◆ **SUPPLIED DATA**:
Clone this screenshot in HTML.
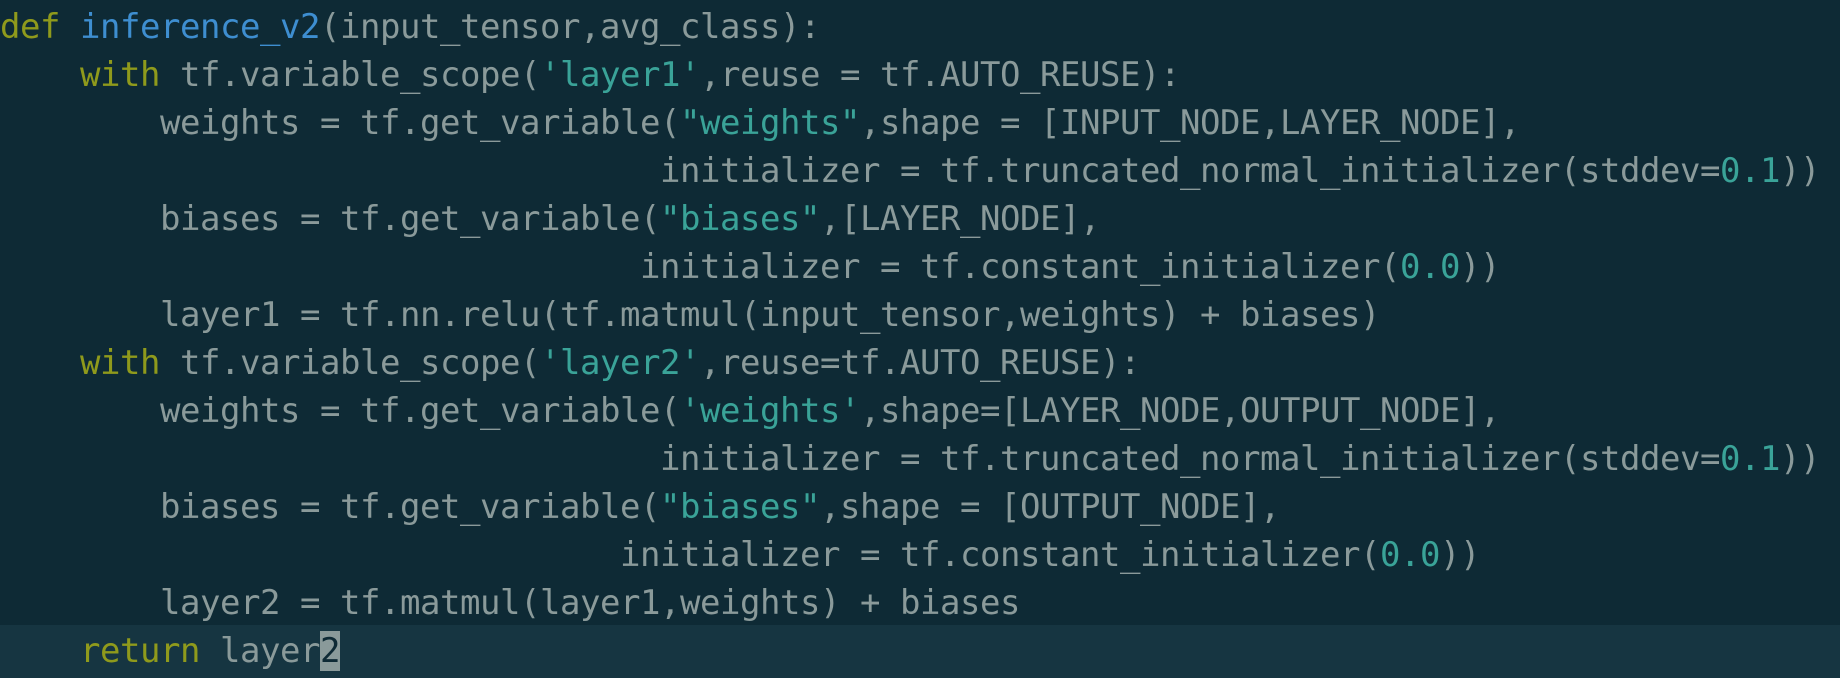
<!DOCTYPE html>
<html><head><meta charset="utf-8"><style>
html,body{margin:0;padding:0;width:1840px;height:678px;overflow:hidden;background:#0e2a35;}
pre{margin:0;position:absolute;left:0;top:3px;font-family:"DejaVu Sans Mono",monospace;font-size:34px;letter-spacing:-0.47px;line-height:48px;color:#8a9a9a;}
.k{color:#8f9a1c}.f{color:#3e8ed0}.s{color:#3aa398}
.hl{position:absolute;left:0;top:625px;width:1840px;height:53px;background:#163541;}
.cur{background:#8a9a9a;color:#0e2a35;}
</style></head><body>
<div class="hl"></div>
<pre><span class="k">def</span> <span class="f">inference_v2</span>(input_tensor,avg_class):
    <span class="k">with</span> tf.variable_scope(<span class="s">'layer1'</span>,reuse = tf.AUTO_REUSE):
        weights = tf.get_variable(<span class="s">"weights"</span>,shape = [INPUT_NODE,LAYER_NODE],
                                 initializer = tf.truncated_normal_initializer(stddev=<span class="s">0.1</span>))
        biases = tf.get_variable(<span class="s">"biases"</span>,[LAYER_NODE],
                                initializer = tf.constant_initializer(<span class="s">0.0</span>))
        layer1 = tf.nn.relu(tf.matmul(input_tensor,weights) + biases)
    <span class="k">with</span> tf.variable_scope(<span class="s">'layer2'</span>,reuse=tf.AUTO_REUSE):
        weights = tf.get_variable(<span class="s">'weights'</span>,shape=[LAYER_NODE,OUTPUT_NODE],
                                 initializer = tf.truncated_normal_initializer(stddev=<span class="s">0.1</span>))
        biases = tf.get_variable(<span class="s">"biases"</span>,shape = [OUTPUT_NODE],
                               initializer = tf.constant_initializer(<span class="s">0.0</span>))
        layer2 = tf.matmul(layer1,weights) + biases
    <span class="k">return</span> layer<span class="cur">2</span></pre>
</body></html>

◆ **AIM OF THE EXERCISE**: Exclude the pictures. Write out the remaining data exactly.

◆ **SOLUTION**:
Clone this screenshot in HTML.
<!DOCTYPE html>
<html><head><meta charset="utf-8"><style>
html,body{margin:0;padding:0;width:1840px;height:678px;overflow:hidden;background:#0e2a35;}
pre{margin:0;position:absolute;left:0;top:3px;font-family:"DejaVu Sans Mono",monospace;font-size:34px;letter-spacing:-0.47px;line-height:48px;color:#8a9a9a;}
.k{color:#8f9a1c}.f{color:#3e8ed0}.s{color:#3aa398}
.hl{position:absolute;left:0;top:625px;width:1840px;height:53px;background:#163541;}
.cur{background:#8a9a9a;color:#0e2a35;}
</style></head><body>
<div class="hl"></div>
<pre><span class="k">def</span> <span class="f">inference_v2</span>(input_tensor,avg_class):
    <span class="k">with</span> tf.variable_scope(<span class="s">'layer1'</span>,reuse = tf.AUTO_REUSE):
        weights = tf.get_variable(<span class="s">"weights"</span>,shape = [INPUT_NODE,LAYER_NODE],
                                 initializer = tf.truncated_normal_initializer(stddev=<span class="s">0.1</span>))
        biases = tf.get_variable(<span class="s">"biases"</span>,[LAYER_NODE],
                                initializer = tf.constant_initializer(<span class="s">0.0</span>))
        layer1 = tf.nn.relu(tf.matmul(input_tensor,weights) + biases)
    <span class="k">with</span> tf.variable_scope(<span class="s">'layer2'</span>,reuse=tf.AUTO_REUSE):
        weights = tf.get_variable(<span class="s">'weights'</span>,shape=[LAYER_NODE,OUTPUT_NODE],
                                 initializer = tf.truncated_normal_initializer(stddev=<span class="s">0.1</span>))
        biases = tf.get_variable(<span class="s">"biases"</span>,shape = [OUTPUT_NODE],
                               initializer = tf.constant_initializer(<span class="s">0.0</span>))
        layer2 = tf.matmul(layer1,weights) + biases
    <span class="k">return</span> layer<span class="cur">2</span></pre>
</body></html>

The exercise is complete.